“Temos que ter duas frentes, uma mais ampla que a outra: a frente pela vida e pela democracia, que vai da esquerda até a centro direita, e uma frente progressistas, que quer uma democracia aprofundada, com maior justiça social, solidariedade, com maior participação do estado na economia para evitar esse poder absurdo do capital financeiro absurdo, para evitar que os interesses do lucro predominem sobre interesses do ser humano. A gente tem que ser capaz de articular essas duas frentes”.

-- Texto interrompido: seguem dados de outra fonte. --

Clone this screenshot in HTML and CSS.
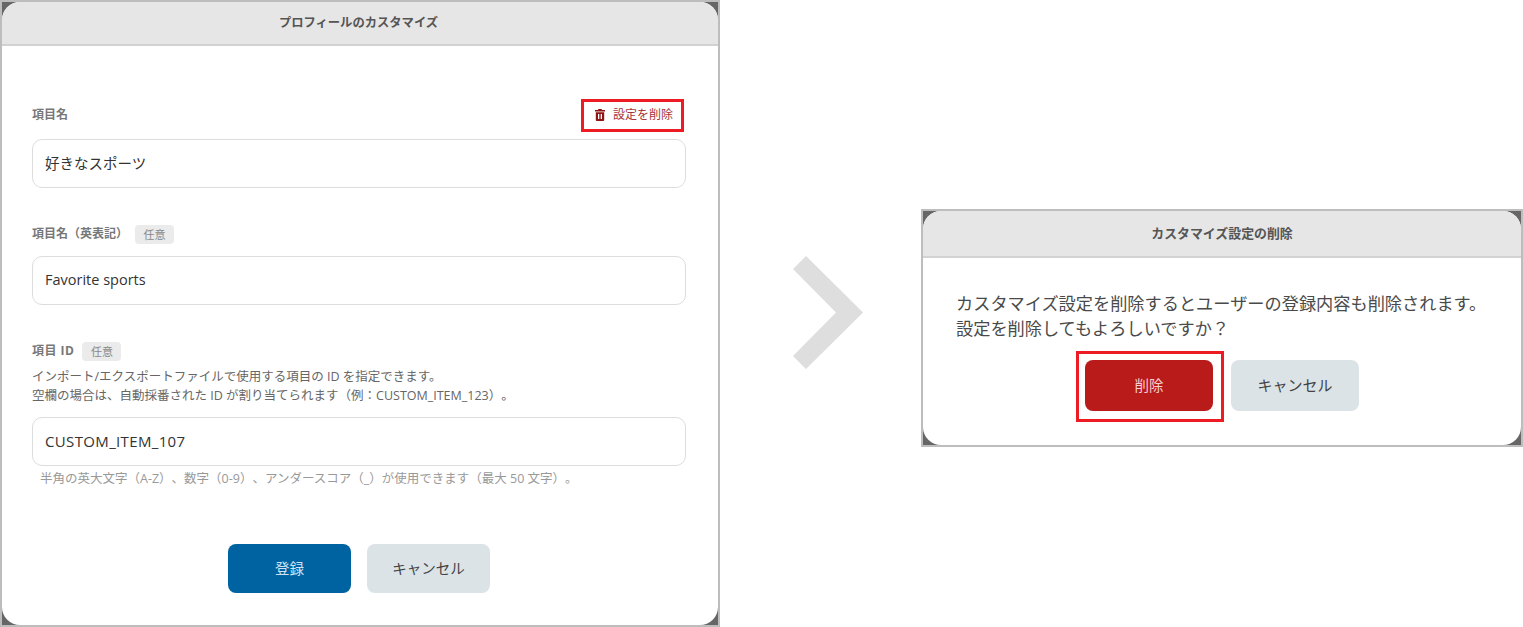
FILE: index.html
```html
<!DOCTYPE html>
<html lang="ja">
<head>
<meta charset="utf-8">
<title>プロフィールのカスタマイズ</title>
<link rel="stylesheet" href="styles.css">
</head>
<body>
<main class="stage">
  <section class="panel panel-form">
    <div class="panel-inner">
      <header class="panel-head">プロフィールのカスタマイズ</header>
      <form class="form">
        <div class="field field-first">
          <div class="label-row label-row-first">
            <span class="label">項目名</span>
            <a class="delete-link">
              <svg class="trash" viewBox="0 0 10 12" width="10" height="12" aria-hidden="true"><path fill="#8f1414" d="M3.4 0h3.2l.5 1H10v1.5H0V1h2.9zM.8 3.2h8.4V11a1 1 0 0 1-1 1H1.800a1 1 0 0 1-1-1z"/><path fill="#fff" d="M3 5h1.300v5H3zM5.700 5H7v5H5.700z"/></svg>
              <span>設定を削除</span>
            </a>
          </div>
          <div class="input">好きなスポーツ</div>
        </div>
        <div class="field field-second">
          <div class="label-row">
            <span class="label">項目名（英表記）</span>
            <span class="badge">任意</span>
          </div>
          <div class="input">Favorite sports</div>
        </div>
        <div class="field field-third">
          <div class="label-row">
            <span class="label label-id">項目 ID</span>
            <span class="badge">任意</span>
          </div>
          <p class="help">インポート/エクスポートファイルで使用する項目の ID を指定できます。<br>空欄の場合は、自動採番された ID が割り当てられます（例：CUSTOM_ITEM_123）。</p>
          <div class="input input-code">CUSTOM_ITEM_107</div>
          <p class="hint">半角の英大文字（A-Z）、数字（0-9）、アンダースコア（_）が使用できます（最大 50 文字）。</p>
        </div>
        <div class="actions">
          <span class="btn btn-primary">登録</span>
          <span class="btn btn-muted">キャンセル</span>
        </div>
      </form>
    </div>
  </section>

  <svg class="arrow" viewBox="0 0 70 113" width="70" height="113" aria-hidden="true"><path fill="#dedede" d="M13 0 70 56.500 13 113 0 100 43 56.500 0 13z"/></svg>

  <section class="panel panel-confirm">
    <div class="panel-inner">
      <header class="panel-head">カスタマイズ設定の削除</header>
      <div class="confirm-body">
        <p class="message">カスタマイズ設定を削除するとユーザーの登録内容も削除されます。<br>設定を削除してもよろしいですか？</p>
        <div class="confirm-actions">
          <span class="highlight"><span class="btn btn-danger">削除</span></span>
          <span class="btn btn-muted btn-tall">キャンセル</span>
        </div>
      </div>
    </div>
  </section>
</main>
</body>
</html>
```
FILE: styles.css
```css
* { box-sizing: border-box; }
html, body { margin: 0; padding: 0; background: #fff; }
body {
  width: 1523px;
  height: 627px;
  overflow: hidden;
  font-family: "Open Sans", "Noto Sans CJK JP", sans-serif;
  color: #333;
  text-spacing-trim: space-all;
}
.stage { display: flex; align-items: flex-start; width: 1523px; height: 627px; }

.panel { border: 2px solid #bdbdbd; background: #666; flex: none; }
.panel-form { width: 720px; height: 627px; }
.panel-confirm { width: 602px; height: 238px; margin-top: 209px; }
.panel-inner { height: 100%; background: #fff; border-radius: 18px; overflow: hidden; }
.panel-head {
  background: #e6e6e6;
  border-bottom: 2px solid #d2d2d2;
  display: flex;
  align-items: center;
  justify-content: center;
  font-weight: 700;
  color: #555;
}
.panel-form .panel-head { height: 44px; padding: 0 3px 2px 0; font-size: 12.300px; }
.panel-confirm .panel-head { height: 47px; padding-bottom: 3px; font-size: 12.900px; }

.arrow { flex: none; align-self: center; margin: 0 58px 2px 73px; }

.form { padding: 0 32px 0 30px; }
.field-first { padding-top: 53px; }
.field-second { padding-top: 36px; }
.field-third { padding-top: 36px; }
.label-row { display: flex; align-items: center; gap: 8px; height: 20px; margin-bottom: 12px; }
.label-row-first { justify-content: space-between; height: 33px; margin: 0 2px 7px 0; }
.label { font-size: 12px; font-weight: 700; color: #777; line-height: 20px; }
.label-row-first .label { padding-bottom: 2px; }
.label-id { letter-spacing: .5px; }
.field-second .label-row { gap: 7px; }
.field-third .label-row { margin-bottom: 6px; }
.badge {
  font-size: 11px;
  color: #888;
  background: #ebebeb;
  border-radius: 4px;
  width: 39px;
  height: 19px;
  display: flex;
  align-items: center;
  justify-content: center;
}
.delete-link {
  display: flex;
  align-items: center;
  gap: 8px;
  width: 103px;
  height: 33px;
  padding: 0 0 2px 11px;
  border: 3px solid #ed1c24;
  font-size: 12px;
  color: #a8343a;
}
.delete-link span { padding-bottom: 2px; }
.trash { flex: none; }
.input {
  height: 49px;
  border: 1px solid #ddd;
  border-radius: 10px;
  padding: 0 12px 2px;
  display: flex;
  align-items: center;
  font-size: 14.500px;
  color: #333;
  background: #fff;
}
.input-code { font-size: 15px; letter-spacing: .35px; }
.help { margin: 0 0 12px; font-size: 12.500px; line-height: 19px; color: #666; }
.hint { margin: 4px 0 0; padding-left: 8px; font-size: 12.500px; line-height: 18px; color: #999; }
.actions { display: flex; justify-content: center; gap: 16px; margin-top: 56px; }

.btn {
  display: flex;
  align-items: center;
  justify-content: center;
  width: 123px;
  height: 49px;
  padding-bottom: 3px;
  border-radius: 8px;
  font-size: 14.500px;
  flex: none;
}
.btn-primary { background: #0063a1; color: #cfe3f5; }
.btn-muted { background: #dbe3e6; color: #444; }
.btn-danger { background: #b91a1a; color: #f6cccc; width: 128px; height: 51px; }
.btn-tall { width: 128px; height: 51px; margin-top: 9px; font-size: 15px; }

.confirm-body { padding: 33px 30px 0 33px; }
.message { margin: 0; font-size: 17.200px; line-height: 25px; color: #4a4a4a; white-space: nowrap; }
.confirm-actions { display: flex; align-items: flex-start; gap: 7px; margin-top: 10px; padding-left: 120px; }
.highlight { border: 3px solid #ed1c24; padding: 6px 8px 8px 6px; display: block; }
```
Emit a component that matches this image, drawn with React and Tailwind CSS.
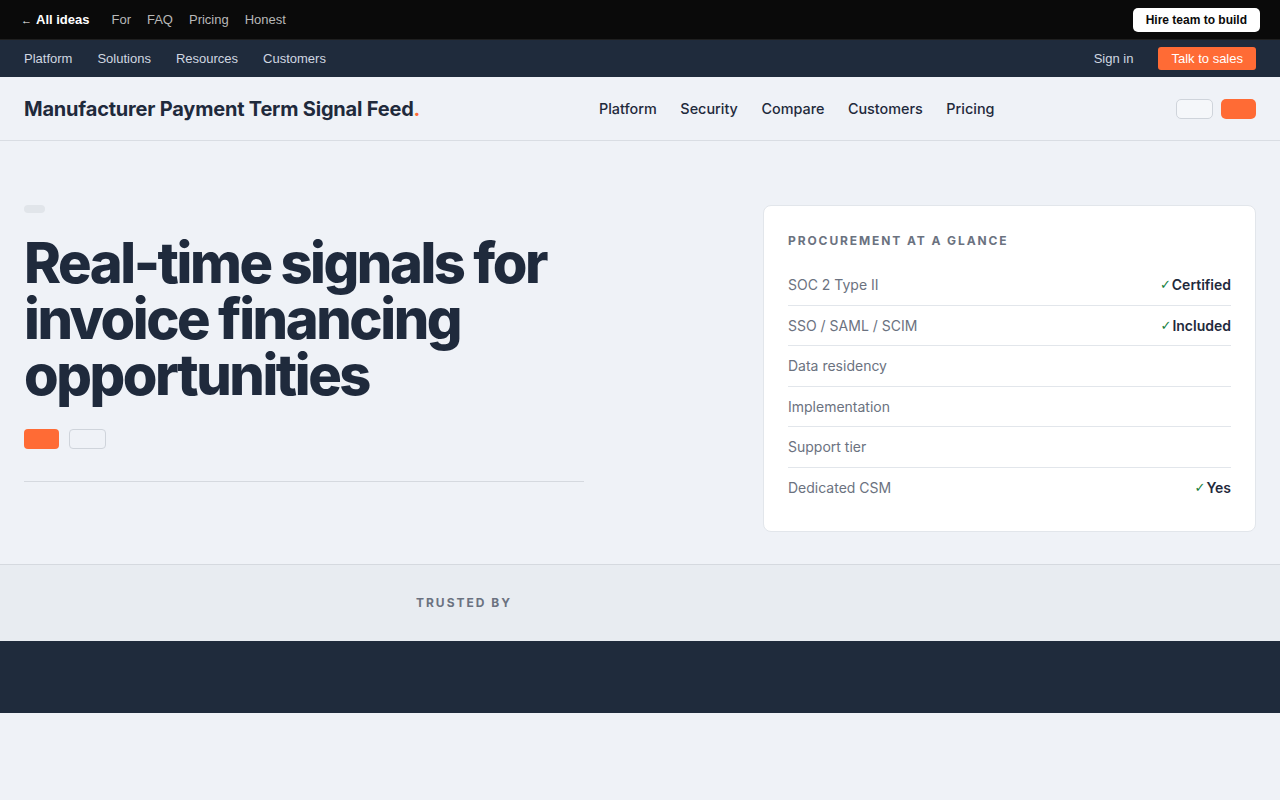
import React from "react";

const rows = [
  ["SOC 2 Type II", "Certified"],
  ["SSO / SAML / SCIM", "Included"],
  ["Data residency", null],
  ["Implementation", null],
  ["Support tier", null],
  ["Dedicated CSM", "Yes"],
];

export default function App() {
  return (
    <div className="min-h-[800px] bg-[#eff2f7]" style={{ fontFamily: "Inter, 'Noto Sans', sans-serif" }}>
      {/* top bar */}
      <div className="h-[40px] bg-[#0a0a0a] border-b border-[#1f1f1f] flex items-center justify-between pl-[21px] pr-[20px]" style={{ fontFamily: "'Liberation Sans', Arial, sans-serif" }}>
        <div className="flex items-center text-[13px]">
          <span className="text-white font-bold"><span className="text-[11px] font-normal mr-[4px]">←</span>All ideas</span>
          <span className="text-[#b8b8b8] ml-[22px]">For</span>
          <span className="text-[#b8b8b8] ml-[16px]">FAQ</span>
          <span className="text-[#b8b8b8] ml-[16px]">Pricing</span>
          <span className="text-[#b8b8b8] ml-[16px]">Honest</span>
        </div>
        <div className="h-[24px] px-[13px] bg-white rounded-[5px] flex items-center text-[12px] font-bold text-[#0a0a0a]">Hire team to build</div>
      </div>
      {/* second bar */}
      <div className="h-[37px] bg-[#1f2b3c] flex items-center justify-between px-[24px]" style={{ fontFamily: "'Liberation Sans', Arial, sans-serif" }}>
        <div className="flex items-center gap-[25px] text-[13px] text-[#d0d7e1]">
          <span>Platform</span>
          <span>Solutions</span>
          <span>Resources</span>
          <span>Customers</span>
        </div>
        <div className="flex items-center text-[13px]">
          <span className="text-[#d0d7e1] mr-[25px]">Sign in</span>
          <span className="h-[23px] px-[13px] bg-[#ff6b35] rounded-[3px] text-white flex items-center">Talk to sales</span>
        </div>
      </div>
      {/* header */}
      <div className="h-[64px] border-b border-[#d9dde3] flex items-center px-[24px]">
        <div className="text-[20px] font-bold text-[#1f2a3c] tracking-[-0.2px] w-[575px]">
          Manufacturer Payment Term Signal Feed<span className="text-[#ff6b35]">.</span>
        </div>
        <div className="flex items-center gap-[23.5px] text-[14.4px] font-medium text-[#1f2a3c]">
          <span>Platform</span>
          <span>Security</span>
          <span>Compare</span>
          <span>Customers</span>
          <span>Pricing</span>
        </div>
        <div className="ml-auto flex items-center gap-[8px]">
          <div className="w-[37px] h-[20px] rounded-[5px] border border-[#cfd4db] bg-[#f5f7fa]"></div>
          <div className="w-[35px] h-[20px] rounded-[5px] bg-[#ff6b35]"></div>
        </div>
      </div>
      {/* hero */}
      <div className="flex justify-between items-start px-[24px] pt-[64px] pb-[32px]">
        <div className="w-[560px]">
          <div className="w-[21px] h-[8px] rounded-full bg-[#e1e5ea]"></div>
          <h1 className="mt-[22px] text-[56px] leading-[56px] font-extrabold tracking-[-2.45px] text-[#1f2a3c]">
            Real-time signals for invoice financing opportunities
          </h1>
          <div className="mt-[26px] flex gap-[10px]">
            <div className="w-[35px] h-[20px] rounded-[4px] bg-[#ff6b35]"></div>
            <div className="w-[37px] h-[20px] rounded-[4px] border border-[#cfd4db]"></div>
          </div>
          <div className="mt-[32px] h-px bg-[#d5d9df]"></div>
        </div>
        <div className="w-[493px] bg-white rounded-[8px] border border-[#e2e6eb] px-[24px] pt-[26px] pb-[23px]">
          <div className="text-[12px] font-bold tracking-[1.9px] text-[#6b7280]">PROCUREMENT AT A GLANCE</div>
          <div className="mt-[15px]">
            {rows.map(([k, v], i) => (
              <div key={k} className={`h-[40.5px] flex items-center justify-between text-[14px] ${i < rows.length - 1 ? "border-b border-[#e2e6eb]" : ""}`}>
                <span className="text-[#6b7280]">{k}</span>
                {v && (
                  <span className="font-semibold text-[#1f2a3c] flex items-center">
                    <span className="text-[#15803d] text-[13px] font-bold mr-[1px] leading-none" style={{ fontFamily: "'DejaVu Sans', sans-serif" }}>✓</span>{v}
                  </span>
                )}
              </div>
            ))}
          </div>
        </div>
      </div>
      {/* trusted by */}
      <div className="h-[77px] bg-[#e8ecf1] border-t border-[#d5d9df] flex items-center">
        <div className="w-[928px] text-center text-[12px] font-bold tracking-[2px] text-[#6b7280]">TRUSTED BY</div>
      </div>
      <div className="h-[72px] bg-[#1f2b3c]"></div>
    </div>
  );
}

A visão é de Celso Amorim em entrevista ao TUTAMÉIA (acompanhe no vídeo acima e se inscreva no TUTAMÉIA TV). Ministro das relações exteriores, com Lula, e da defesa, com Dilma, ele avalia o papel dos militares no governo Bolsonaro. Para ele, a chegada do general Braga Netto à Casa Civil, vindo do posto de chefe do estado maior do Exército, deu a leitura de que havia uma tentativa de limitar ou tutelar o governo. Mas, no último domingo, com o discurso de Bolsonaro em Brasília em manifestação pró AI-5, houve um fato novo:
“Acho que eles devem ter percebido que eles se meteram numa arapuca. Porque o Bolsonaro é intutelável. Isso chegou ao paroxismo agora. Não acho que eles venham a tirar o Bolsonaro. Não haverá golpe; Bolsonaro também não vai cair. Vai haver uma tentativa de, seja pelo Congresso, seja pelo Supremo, seja pelas Forças Armadas, de limitá-lo, de limitar as loucuras. Ao mesmo tempo, ele vai usar essas tentativas de limitação com o eleitorado básico dele para dizer: Eu queria fazer, e eles não me deixaram”, diz Amorim.
Na análise do ex-ministro, a oposição “deveria se concentrar menos no Bolsonaro e mais no bolsonarismo e no Guedes. Na área econômica as maldades continuam sendo encaminhadas. O antipetismo, o antiprogressismo está cedendo aos poucos, pelas bordas. É preciso se concentrar muito nas questões concretas. E apoiar governadores que estão tomando medidas certas”. Amorim elogia a iniciativa do consórcio de governadores do Nordeste, que criou um comitê de assessoramento científico com a coordenação do ex-ministro Sérgio Rezende e do premiado cientista Miguel Nicolelis.


Ao TUTAMÉIA, Amorim fez uma análise da situação internacional em tempos de pandemia.
“Mudanças vão ocorrer e vai se criar um novo panorama internacional. As forças conservadoras vão querer fazer mudancinhas só cosméticas, mas vai haver uma mudança bastante profunda dos organismos internacionais. O comércio e a finança não poderão mais ser encarados de forma separada de outras questões, sobretudo as sociais. A influência da China nessa reordenação vai ser muito maior. O jogo de forças vai ser outro porque a presença da China vai ser muito forte”. E acrescenta:
“O coronavirus não vai mudar tudo, mas ele vai acelerar tendências que já existiam. Uma delas é a ultrapassagem dos EUA pela China. A capacidade de reação econômica da China foi muito melhor. Os chineses também estão buscando aproveitar as possibilidades de cooperação, demonstrando ter uma ação mais cooperativa. Os EUA perdem poder de atração. Acho errado dizer que a União Europeia acabou. A União Europeia vai passar por um período difícil, mas vai se recompor”.
Sempre enfatizando que a situação é muito volátil e avessa a prognósticos definitivos, o diplomata afirma que os efeitos políticos da pandemia que pode provocar profundas perturbações sociais devem variar de país a país, podendo pender para democracias ou autoritarismos. Mas arrisca uma possibilidade maior:
“Tendencialmente, vai haver um reforço da democracia. Porque haverá uma demanda de participação. Há um desgosto em relação ao capital financeiro. Vai se acentuar uma reação, que já existia, contra a globalização desenfreada”.